# Solved: locked for editing error [excel]



## donnj (Sep 16, 2005)

my end user attempts to open a file on a network drive and gets file locked for editing by <username> The only trouble is the user name is his. He verified he is not in the file any thoughts?


----------



## valis (Sep 24, 2004)

several, actually.

Can you log into the app from any pc on the network? not then end user, you.

What are the odds that the end user was using another pc on the network, and left hte app running?

Finally, has he/she tried the obvious and rebooted their system? 

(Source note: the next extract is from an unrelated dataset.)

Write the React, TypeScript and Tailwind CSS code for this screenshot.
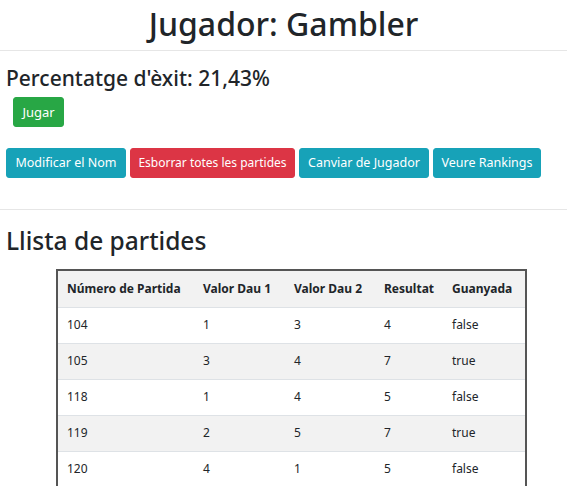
const partides = [
  { num: 104, d1: 1, d2: 3, res: 4, guanyada: "false" },
  { num: 105, d1: 3, d2: 4, res: 7, guanyada: "true" },
  { num: 118, d1: 1, d2: 4, res: 5, guanyada: "false" },
  { num: 119, d1: 2, d2: 5, res: 7, guanyada: "true" },
  { num: 120, d1: 4, d2: 1, res: 5, guanyada: "false" },
];

const btn = "h-[30px] shrink-0 whitespace-nowrap rounded-[3px] text-white text-[12.5px] leading-none border";

export default function App() {
  return (
    <div className="w-[567px] h-[486px] overflow-hidden bg-white text-[#212529] font-['Noto_Sans',sans-serif]">
      <h1 className="h-[50px] pt-[3px] text-center text-[32px] leading-[42px] font-medium">Jugador: Gambler</h1>
      <hr className="border-[#e6e6e6]" />

      <div className="pl-[6px]">
        <h4 className="mt-[14px] text-[21px] leading-[27px] font-medium">Percentatge d'èxit: 21,43%</h4>
        <button className={`${btn} mt-[5px] ml-[7px] w-[51px] h-[29px] text-[13px] bg-[#28a745] border-[#28a745]`}>Jugar</button>

        <div className="mt-[21px] flex gap-[4px]">
          <button className={`${btn} w-[120px] bg-[#17a2b8] border-[#17a2b8]`}>Modificar el Nom</button>
          <button className={`${btn} w-[165px] text-[12px] bg-[#dc3545] border-[#dc3545]`}>Esborrar totes les partides</button>
          <button className={`${btn} w-[130px] bg-[#17a2b8] border-[#17a2b8]`}>Canviar de Jugador</button>
          <button className={`${btn} w-[108px] bg-[#17a2b8] border-[#17a2b8]`}>Veure Rankings</button>
        </div>
      </div>

      <hr className="mt-[31px] border-[#e6e6e6]" />

      <h2 className="pl-[6px] mt-[15px] text-[24.5px] leading-[32px] font-medium">Llista de partides</h2>

      <table className="mt-[12px] ml-[56px] w-[471px] table-fixed border-collapse border-2 border-[#555] text-[12px]">
        <thead>
          <tr className="h-[37px] bg-[#f2f2f2] text-left text-[12px]">
            <th className="w-[137px] pl-[9px] font-bold">Número de Partida</th>
            <th className="w-[91px] pl-[9px] font-bold">Valor Dau 1</th>
            <th className="w-[90px] pl-[9px] font-bold">Valor Dau 2</th>
            <th className="w-[68px] pl-[9px] font-bold">Resultat</th>
            <th className="pl-[9px] font-bold">Guanyada</th>
          </tr>
        </thead>
        <tbody>
          {partides.map((p, i) => (
            <tr key={p.num} className={`h-[36px] border-t border-[#dee2e6] ${i % 2 === 1 ? "bg-[#f2f2f2]" : "bg-white"}`}>
              <td className="pl-[9px]">{p.num}</td>
              <td className="pl-[9px]">{p.d1}</td>
              <td className="pl-[9px]">{p.d2}</td>
              <td className="pl-[9px]">{p.res}</td>
              <td className="pl-[9px]">{p.guanyada}</td>
            </tr>
          ))}
        </tbody>
      </table>
    </div>
  );
}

I've seen this before, a looooooooong time ago, and for hte life of me I cannot figure out how it was resolved.....but let's eliminate the obvious first.


----------



## donnj (Sep 16, 2005)

when I attempt to access the file I get an error that it is locked for editing but it does give me, not the end user an option for read only


----------



## donnj (Sep 16, 2005)

and yes the end user rebooted


----------



## valis (Sep 24, 2004)

donnj said:


> when I attempt to access the file I get an error that it is locked for editing but it does give me, not the end user an option for read only


does it state that the e.u. is the one in it?


----------



## valis (Sep 24, 2004)

also, in the directory where the file resides, look for the temp file created when it was last opened, then delelte that......here's a link I found:
http://www.techimo.com/forum/showthread.php?t=22638


----------



## donnj (Sep 16, 2005)

Thanks for the prompt help. I will let you know tomorrow if it worked


----------



## valis (Sep 24, 2004)

glad to be of soivus.....<tips hat>


----------



## donnj (Sep 16, 2005)

problem solved ! thank you very much.

Regards, donnj


----------



## valis (Sep 24, 2004)

fantastic......glad we could help, and hope to see you back.


----------